Now as a mother myself, I realize that not only are chocolate chip cookie bars delicious, but they are the perfect thing to throw together when you’re short on ingredients and rushed for time. 

Why chocolate chip cookie bars?

The thing about cookies is that they’re deceptively time consuming. While it doesn’t take much time to whip up a batch of cookie dough, the 13 minute cook time the recipe boasts is a bit of false advertisement. The scooping and rolling plus the rotating and multiple batches it takes to bake off the whole batch adds up to way more time than you probably allotted for.

What’s a mom to do? Well, my mom crammed an entire batch of cookie dough into a baking pan, threw the whole thing in the oven for about 25 minutes, and cut them into cookie bars. Fast forward 25 years and cookie bars are my greatest party trick.

I know many find it easier to swing by the store for a package of frosted sugar cookies (and truly no judgment if you go that route!) but I find it easier to just pull out the butter and sugar and throw together a batch of these bar cookies. I’ve always got everything on hand. They’re especially handy during this busy spring season of sports potlucks, school art walks, end of year parties, and last minute warm weather get-togethers with friends and neighbors. 

How are chocolate chip cookie bars different from blondies?

Chocolate chip cookie bars have more texture than any blondie I’ve ever had. Blondies tend to start with melted butter, with everything else added to the bowl for a dump-and-stir situation. They tend to rely on mix-ins for texture, especially those center pieces that don’t have the benefit of contrast from that well-cooked edge. But taking a few extra minutes to cream the butter and sugar for cookie bars gives you that combo of chewy/crispy/soft that good cookies have.

What recipe do I use for chocolate chip cookie bars?

My mom modifies the classic Tollhouse recipe, upping the ratio of brown sugar and swapping in some butterscotch chips for deeper flavor.

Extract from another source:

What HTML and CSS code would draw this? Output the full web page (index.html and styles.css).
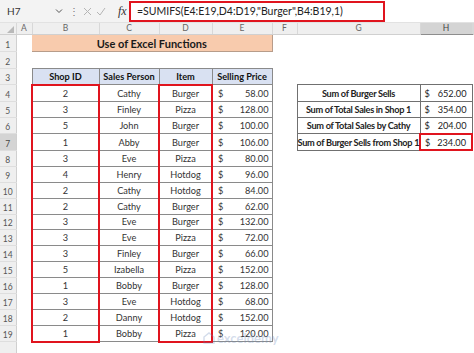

I use the chocolate chip cookie from Thomas Keller’s Ad Hoc at Home, adding some whole wheat pastry flour for sneaky fiber and two kinds of chocolate chips. 

The two recipes are actually quite similar. Any recipe you follow that starts with 1 cup of butter (2 sticks) should fit nicely in a 9×13 pan. Half a batch should work in an 8×8 pan, but it’s exactly zero more work to make a full batch. 

How do I make chocolate chip cookie bars?

  • Make the cookie dough. Any chocolate chip cookie recipe that uses 2 sticks of butter and about 2 cups of flour should work. 
  • Grease or line a 9×13 metal baking pan. Lining with parchment makes for easy cleanup, but a quick spray of cooking oil works just fine.
  • Press the cookie dough into the prepared pan. This can be a little tricky, as it’s definitely a stiffer dough than a pourable batter. Use the butter wrapper to press the dough into the pan to avoid getting your hands all sticky. The dough may look thinner than you expect, but it will bake up nicely.
  • Bake at 350°F for about 25 minutes. This can vary depending on the exact recipe you’re using, but start checking around 22 minutes. The edges will be golden and a toothpick stuck into the center will come out clean. 
  • Cool and cut. You don’t need to wait until fully cooled to cut like brownies, but letting them rest for at least 15 minutes helps deliver cleaner cuts.